1. Create a `dict` that defines the `pandas` column type
2. Read the file in using a `pd.read_csv`.
3. Clean up all the column labels.
    
**Be sure to write clean code!**


## Problem 2
    
Now define an `sqlalchemy` table for these data using `pandas` `to_sql` dataframe method.  You can use the `sqlalchemy.String` and `sqlalchemy.Boolean` columns type, which are [documented here](https://docs.sqlalchemy.org/en/latest/core/type_basics.html)

## Problem 3
    
Now you need to make a new `engine`, `inspect` your database, and make a `session` to query the database.

## Problem 4
    
Perform `sqlalchemy` queries to answer each of the following questions.

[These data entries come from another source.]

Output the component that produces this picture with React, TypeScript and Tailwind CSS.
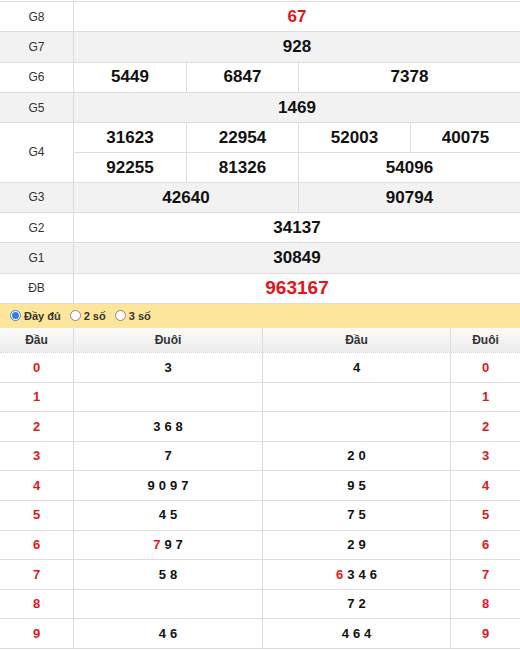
const RED = "text-[#e3151a]";

type Prize = { label: string; rows: { values: string[]; spans?: number[] }[]; red?: boolean; big?: boolean };

const prizes: Prize[] = [
  { label: "G8", rows: [{ values: ["67"] }], red: true },
  { label: "G7", rows: [{ values: ["928"] }] },
  { label: "G6", rows: [{ values: ["5449", "6847", "7378"], spans: [1, 1, 2] }] },
  { label: "G5", rows: [{ values: ["1469"] }] },
  {
    label: "G4",
    rows: [
      { values: ["31623", "22954", "52003", "40075"], spans: [1, 1, 1, 1] },
      { values: ["92255", "81326", "54096"], spans: [1, 1, 2] },
    ],
  },
  { label: "G3", rows: [{ values: ["42640", "90794"], spans: [2, 2] }] },
  { label: "G2", rows: [{ values: ["34137"] }] },
  { label: "G1", rows: [{ values: ["30849"] }] },
  { label: "ĐB", rows: [{ values: ["963167"] }], red: true, big: true },
];

// đầu -> đuôi list, and đuôi -> đầu list
const loto: { head: string; tails: { d: string; red?: boolean }[]; heads: { d: string; red?: boolean }[] }[] = [
  { head: "0", tails: [{ d: "3" }], heads: [{ d: "4" }] },
  { head: "1", tails: [], heads: [] },
  { head: "2", tails: [{ d: "3" }, { d: "6" }, { d: "8" }], heads: [] },
  { head: "3", tails: [{ d: "7" }], heads: [{ d: "2" }, { d: "0" }] },
  { head: "4", tails: [{ d: "9" }, { d: "0" }, { d: "9" }, { d: "7" }], heads: [{ d: "9" }, { d: "5" }] },
  { head: "5", tails: [{ d: "4" }, { d: "5" }], heads: [{ d: "7" }, { d: "5" }] },
  { head: "6", tails: [{ d: "7", red: true }, { d: "9" }, { d: "7" }], heads: [{ d: "2" }, { d: "9" }] },
  { head: "7", tails: [{ d: "5" }, { d: "8" }], heads: [{ d: "6", red: true }, { d: "3" }, { d: "4" }, { d: "6" }] },
  { head: "8", tails: [], heads: [{ d: "7" }, { d: "2" }] },
  { head: "9", tails: [{ d: "4" }, { d: "6" }], heads: [{ d: "4" }, { d: "6" }, { d: "4" }] },
];

function Digits({ list }: { list: { d: string; red?: boolean }[] }) {
  return (
    <span className="flex gap-[4px]">
      {list.map((x, i) => (
        <span key={i} className={x.red ? RED : "text-[#111]"}>
          {x.d}
        </span>
      ))}
    </span>
  );
}

function Radio({ checked, label }: { checked?: boolean; label: string }) {
  return (
    <label className="flex items-center gap-[3px]">
      <span
        className={
          checked
            ? "flex h-[11px] w-[11px] items-center justify-center rounded-full border border-[#3b82d6] bg-white"
            : "h-[11px] w-[11px] rounded-full border border-[#888] bg-white"
        }
      >
        {checked && <span className="h-[7px] w-[7px] rounded-full bg-[#2f7fe0]" />}
      </span>
      <span>{label}</span>
    </label>
  );
}

export default function App() {
  return (
    <div className="w-[520px] bg-white pt-px font-['Liberation_Sans',Arial,sans-serif]">
      <div className="border-t border-[#ddd]">
        {prizes.map((p, i) => (
          <div key={p.label} className={"flex border-b border-[#ddd] " + (i % 2 === 1 ? "bg-[#f2f2f2]" : "bg-white")}>
            <div className="flex w-[74px] shrink-0 items-center justify-center border-r border-[#ddd] text-[12px] text-[#333]">
              {p.label}
            </div>
            <div className="flex flex-1 flex-col">
              {p.rows.map((r, ri) => (
                <div
                  key={ri}
                  className={"grid h-[29.3px] grid-cols-[112px_112px_112px_1fr] " + (ri > 0 ? "border-t border-[#ddd]" : "")}
                >
                  {r.values.map((v, vi) => {
                    const span = r.spans ? r.spans[vi] : 4;
                    return (
                      <div
                        key={vi}
                        className={
                          "flex items-center justify-center font-bold " +
                          (span === 4 ? "col-span-4 " : span === 2 ? "col-span-2 " : "") +
                          (vi > 0 ? "border-l border-[#ddd] " : "") +
                          (p.red ? RED + " " : "text-[#111] ") +
                          (p.big ? "text-[19px]" : "text-[17px]")
                        }
                      >
                        {v}
                      </div>
                    );
                  })}
                </div>
              ))}
            </div>
          </div>
        ))}
      </div>

      <div className="flex h-[24px] items-center gap-[9px] bg-[#fde59b] pl-[10px] text-[11px] font-bold text-[#333]">
        <Radio checked label="Đầy đủ" />
        <Radio label="2 số" />
        <Radio label="3 số" />
      </div>

      <div className="grid h-[25px] grid-cols-[74px_189px_188px_1fr] border-b border-dotted border-[#d4d4d4] bg-gradient-to-b from-[#fbfbfb] to-[#ececec] text-[12px] font-bold text-[#333]">
        <div className="flex items-center justify-center border-r border-[#ddd]">Đầu</div>
        <div className="flex items-center justify-center border-r border-[#ddd]">Đuôi</div>
        <div className="flex items-center justify-center border-r border-[#ddd]">Đầu</div>
        <div className="flex items-center justify-center">Đuôi</div>
      </div>

      {loto.map((r) => (
        <div
          key={r.head}
          className="grid h-[29.6px] grid-cols-[74px_189px_188px_1fr] border-b border-[#ddd] text-[13px] font-bold"
        >
          <div className={"flex items-center justify-center border-r border-[#ddd] " + RED}>{r.head}</div>
          <div className="flex items-center justify-center border-r border-[#ddd]">
            <Digits list={r.tails} />
          </div>
          <div className="flex items-center justify-center border-r border-[#ddd]">
            <Digits list={r.heads} />
          </div>
          <div className={"flex items-center justify-center " + RED}>{r.head}</div>
        </div>
      ))}
    </div>
  );
}
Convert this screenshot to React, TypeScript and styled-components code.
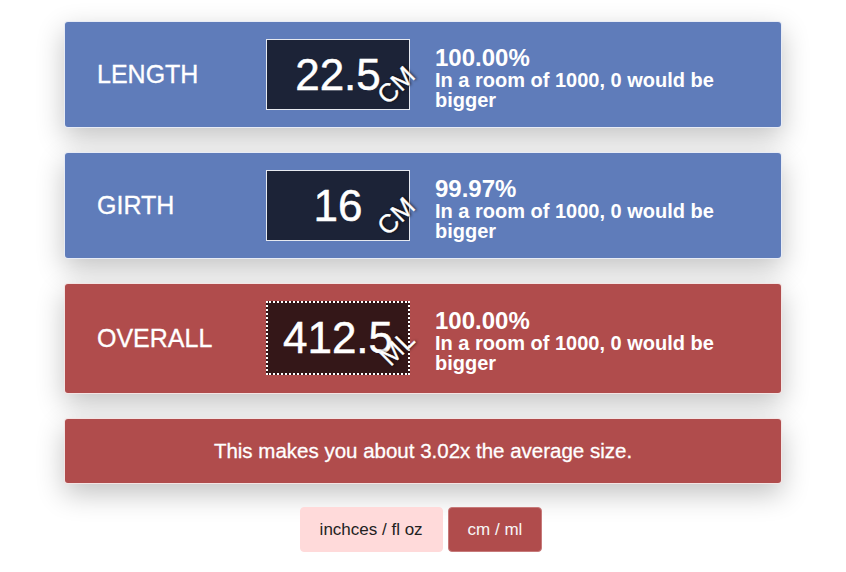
import * as React from 'react';
import styled, { createGlobalStyle } from 'styled-components';

const GlobalStyle = createGlobalStyle`
  body {
    margin: 0;
    background: #fff;
    font-family: "Liberation Sans", Arial, sans-serif;
    color: #fff;
  }
`;

const Page = styled.div`
  width: 718px;
  margin: 21px auto 0;
  display: flex;
  flex-direction: column;
  gap: 24px;
`;

const Card = styled.div`
  display: flex;
  align-items: center;
  padding: ${props => (props.tall ? '17px 32px 18px' : '17px 32px')};
  border: 1px solid rgba(255, 255, 255, 0.85);
  border-radius: 4px;
  background: ${props => props.color};
  box-shadow: 0 10px 28px rgba(0, 0, 0, 0.24);
`;

const Label = styled.div`
  width: 169px;
  font-size: 25px;
  line-height: 1;
  -webkit-text-stroke: 0.3px #fff;
`;

const ValueBox = styled.div`
  position: relative;
  width: 144px;
  height: ${props => (props.focused ? 74 : 71)}px;
  box-sizing: border-box;
  border: ${props => (props.focused ? '2px dotted #fff' : '1px solid #e6e9f0')};
  background: ${props => props.color};
  font-size: 44px;
  line-height: ${props => (props.focused ? 70 : 69)}px;
  text-align: center;
  -webkit-text-stroke: 0.5px #fff;
`;

const Unit = styled.span`
  position: absolute;
  top: 45px;
  left: 129px;
  font-size: 26px;
  line-height: 1;
  -webkit-text-stroke: 0.3px #fff;
  transform: translate(-50%, -50%) rotate(-45deg);
  text-shadow: 1px 1px 3px rgba(0, 0, 0, 0.75);
`;

const Info = styled.div`
  margin-left: 25px;
  margin-top: 6px;
  width: 300px;
  font-weight: bold;
`;

const Percent = styled.div`
  font-size: 24px;
  line-height: 24px;
`;

const Detail = styled.div`
  font-size: 20px;
  line-height: 20px;
`;

const Summary = styled(Card)`
  justify-content: center;
  padding: 21px 32px;
  font-size: 20.5px;
  line-height: 22px;
  -webkit-text-stroke: 0.3px #fff;
`;

const Toggle = styled.div`
  display: flex;
  justify-content: center;
  gap: 5px;
  margin: 23px 4px 20px 0;
`;

const UnitButton = styled.button`
  height: 45px;
  padding: 0 19px;
  border: 1px solid ${props => (props.active ? '#c77a7a' : '#ffdada')};
  border-radius: 4px;
  background: ${props => (props.active ? '#b04c4c' : '#ffdada')};
  color: ${props => (props.active ? '#f7f7f7' : '#222')};
  font-family: "Liberation Sans", Arial, sans-serif;
  font-size: 17px;
  cursor: pointer;
`;

const BLUE = '#5f7cba';
const RED = '#b04c4c';

const rows = [
  { label: 'LENGTH', value: '22.5', unit: 'CM', pct: '100.00%', color: BLUE, box: '#1c2337' },
  { label: 'GIRTH', value: '16', unit: 'CM', pct: '99.97%', color: BLUE, box: '#1c2337' },
  { label: 'OVERALL', value: '412.5', unit: 'ML', pct: '100.00%', color: RED, box: '#341718', focused: true },
];

export default function App() {
  const [metric, setMetric] = React.useState(true);

  return (
    <>
      <GlobalStyle />
      <Page>
        {rows.map(row => (
          <Card key={row.label} color={row.color} tall={row.focused}>
            <Label>{row.label}</Label>
            <ValueBox color={row.box} focused={row.focused}>
              {row.value}
              <Unit>{row.unit}</Unit>
            </ValueBox>
            <Info>
              <Percent>{row.pct}</Percent>
              <Detail>In a room of 1000, 0 would be bigger</Detail>
            </Info>
          </Card>
        ))}
        <Summary color={RED}>This makes you about 3.02x the average size.</Summary>
      </Page>
      <Toggle>
        <UnitButton active={!metric} onClick={() => setMetric(false)}>
          inchces / fl oz
        </UnitButton>
        <UnitButton active={metric} onClick={() => setMetric(true)}>
          cm / ml
        </UnitButton>
      </Toggle>
    </>
  );
}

1. How many heroes have both Super Strength and Super Speed?
2. How many heroes have names that start with the word *Black*
3. Are heroes with Agility more likely to have Stealth?
4. What fraction of all heroes that can fly also have Super Strength?
5. Consider heroes that have names that contain `"girl"`, `"boy"`, `"woman"`, or `"man"`.  Compute the following ratio

$$\frac{N(\text{boy or man})}{N(\text{girl or woman}}$$

**Hint:** You will need to use some combination of `where`, `group_by`, and `count` for each part.

## Problem 5

Tell me another cool fact about the super powers.